The incident occurred this past Sunday at 10 p.m., when 49-year-old Elaine Herzberg attempted to make her way across a busy intersection while walking outside of the designated crosswalk. As she crossed from the west side of Curry Road, the self-driving Uber car was traveling northbound right in her direction. After the collision, Herzberg was sent to the hospital, where she passed away.
As a result of this tragic fatality, Uber announced on Monday that they have decided to put a stop on their testing of driverless vehicles in several cities throughout the country, including San Francisco, Phoenix, Pittsburgh, and Toronto.
Although the crash is being investigated further by The National Transportation Safety Board, robotic driving systems have never been under scrutiny by the federal government.
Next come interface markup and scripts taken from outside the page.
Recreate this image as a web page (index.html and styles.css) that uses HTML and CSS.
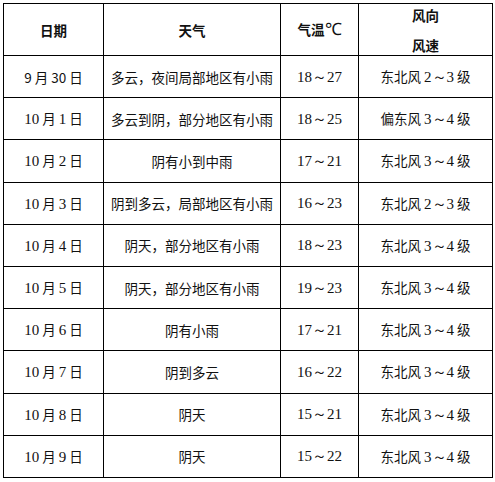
FILE: index.html
```html
<!DOCTYPE html>
<html lang="zh">
<head>
<meta charset="utf-8">
<link rel="stylesheet" href="styles.css">
</head>
<body>
<table class="wx">
  <colgroup>
    <col class="c-date"><col class="c-weather"><col class="c-temp"><col class="c-wind">
  </colgroup>
  <thead>
    <tr class="head">
      <th>日期</th>
      <th>天气</th>
      <th>气温<span class="deg">℃</span></th>
      <th><div class="two">风向<br>风速</div></th>
    </tr>
  </thead>
  <tbody>
    <tr><td>9 月 30 日</td><td>多云，夜间局部地区有小雨</td><td class="num">18～27</td><td>东北风 <span class="n">2～3</span> 级</td></tr>
    <tr><td><span class="n">10</span> 月 <span class="n">1</span> 日</td><td>多云到阴，部分地区有小雨</td><td class="num">18～25</td><td>偏东风 <span class="n">3～4</span> 级</td></tr>
    <tr><td><span class="n">10</span> 月 <span class="n">2</span> 日</td><td>阴有小到中雨</td><td class="num">17～21</td><td>东北风 <span class="n">3～4</span> 级</td></tr>
    <tr><td><span class="n">10</span> 月 <span class="n">3</span> 日</td><td>阴到多云，局部地区有小雨</td><td class="num">16～23</td><td>东北风 <span class="n">2～3</span> 级</td></tr>
    <tr><td><span class="n">10</span> 月 <span class="n">4</span> 日</td><td>阴天，部分地区有小雨</td><td class="num">18～23</td><td>东北风 <span class="n">3～4</span> 级</td></tr>
    <tr><td><span class="n">10</span> 月 <span class="n">5</span> 日</td><td>阴天，部分地区有小雨</td><td class="num">19～23</td><td>东北风 <span class="n">3～4</span> 级</td></tr>
    <tr><td><span class="n">10</span> 月 <span class="n">6</span> 日</td><td>阴有小雨</td><td class="num">17～21</td><td>东北风 <span class="n">3～4</span> 级</td></tr>
    <tr><td><span class="n">10</span> 月 <span class="n">7</span> 日</td><td>阴到多云</td><td class="num">16～22</td><td>东北风 <span class="n">3～4</span> 级</td></tr>
    <tr><td><span class="n">10</span> 月 <span class="n">8</span> 日</td><td>阴天</td><td class="num">15～21</td><td>东北风 <span class="n">3～4</span> 级</td></tr>
    <tr><td><span class="n">10</span> 月 <span class="n">9</span> 日</td><td>阴天</td><td class="num">15～22</td><td>东北风 <span class="n">3～4</span> 级</td></tr>
  </tbody>
</table>
</body>
</html>
```

FILE: styles.css
```css
html, body {
  margin: 0;
  padding: 0;
  background: #fff;
}
body {
  padding: 3px 0 0 3px;
  font-family: "Noto Sans CJK SC", "Liberation Sans", sans-serif;
  font-size: 13.5px;
  color: #111;
}
.wx {
  border-collapse: collapse;
  table-layout: fixed;
  width: 489px;
}
.c-date { width: 100px; }
.c-weather { width: 177px; }
.c-temp { width: 78px; }
.c-wind { width: 134px; }
.wx th, .wx td {
  border: 1px solid #000;
  text-align: center;
  vertical-align: middle;
  padding: 0;
  white-space: nowrap;
  line-height: 18px;
}
.wx th {
  font-weight: bold;
}
.head { height: 52px; }
.wx tbody tr { height: 42.2px; }
.deg {
  font-family: "Liberation Serif", serif;
  font-size: 17px;
  font-weight: normal;
}
.two {
  line-height: 30px;
  height: 51px;
  margin-top: -8px;
}
.num, .n {
  font-family: "Liberation Serif", serif;
  font-size: 15px;
}
```
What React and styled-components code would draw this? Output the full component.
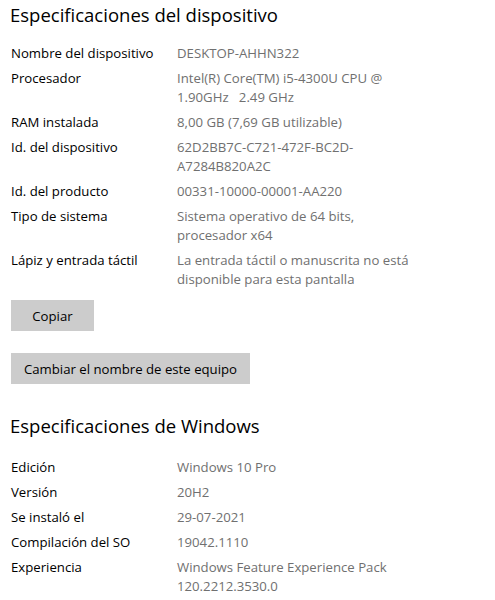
import React from "react";
import styled, { createGlobalStyle } from "styled-components";

const Global = createGlobalStyle`
  html, body { margin: 0; padding: 0; background: #ffffff; }
  body { font-family: "Open Sans", "Noto Sans", sans-serif; }
`;

const Page = styled.div`
  padding: 0 0 0 11px;
  width: 484px;
  color: #000;
`;

const Title = styled.h2`
  margin: ${(p) => p.$top || 0}px 0 0 -1px;
  font-size: 18.5px;
  font-weight: 400;
  line-height: 28px;
  padding-top: 1px;
  color: #000;
`;

const Specs = styled.dl`
  margin: ${(p) => p.$top}px 0 0 0;
  display: grid;
  grid-template-columns: 166px 1fr;
  row-gap: 6px;
  font-size: 13.2px;
  line-height: 19px;
`;

const Label = styled.dt`
  margin: 0;
  color: #000;
`;

const Value = styled.dd`
  margin: 0;
  color: #707070;
  white-space: pre-wrap;
`;

const Button = styled.button`
  display: block;
  margin: ${(p) => p.$top}px 0 0 0;
  height: 31px;
  width: ${(p) => p.$w}px;
  border: none;
  background: #cccccc;
  color: #000;
  font-family: inherit;
  font-size: 13.2px;
  padding: 0;
  cursor: default;
`;

const device = [
  ["Nombre del dispositivo", "DESKTOP-AHHN322"],
  ["Procesador", "Intel(R) Core(TM) i5-4300U CPU @\n1.90GHz   2.49 GHz"],
  ["RAM instalada", "8,00 GB (7,69 GB utilizable)"],
  ["Id. del dispositivo", "62D2BB7C-C721-472F-BC2D-\nA7284B820A2C"],
  ["Id. del producto", "00331-10000-00001-AA220"],
  ["Tipo de sistema", "Sistema operativo de 64 bits,\nprocesador x64"],
  ["Lápiz y entrada táctil", "La entrada táctil o manuscrita no está\ndisponible para esta pantalla"],
];

const windows = [
  ["Edición", "Windows 10 Pro"],
  ["Versión", "20H2"],
  ["Se instaló el", "29-07-2021"],
  ["Compilación del SO", "19042.1110"],
  ["Experiencia", "Windows Feature Experience Pack\n120.2212.3530.0"],
];

function SpecList({ items, top }) {
  return (
    <Specs $top={top}>
      {items.map(([k, v]) => (
        <React.Fragment key={k}>
          <Label>{k}</Label>
          <Value>{v}</Value>
        </React.Fragment>
      ))}
    </Specs>
  );
}

export default function App() {
  return (
    <Page>
      <Global />
      <Title>Especificaciones del dispositivo</Title>
      <SpecList items={device} top={15} />
      <Button $top={11} $w={83}>Copiar</Button>
      <Button $top={22} $w={239}>Cambiar el nombre de este equipo</Button>
      <Title $top={27}>Especificaciones de Windows</Title>
      <SpecList items={windows} top={18} />
    </Page>
  );
}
Instead, officials in the Federal transportation industry have depended on information extracted from voluntary safety reporting to help monitor driverless car technology.
Missy Cummings, who specializes in robotics at Duke University, said she believes that there are still many flaws that need to be addressed regarding the operation of self-driving cars.
“Just because you map an area doesn’t mean your computer system is necessarily going to pick up a pedestrian, particularly one that wasn’t in a cross walk,” she said. “The car cameras, the vision systems, they don’t perform inductively, meaning they can’t guess about the appearance of someone in a particular place and time.”
Uber CEO Dara Khosrowshahi sent out a tweet regarding the unfortunate crash, explaining that his company is trying hard to figure out what went wrong in this situation. A spokeswoman from the company also released a brief statement after the accident.
“Our hearts go out to the victim’s family. We are fully cooperating with local authorities in their investigation of this incident,” she said.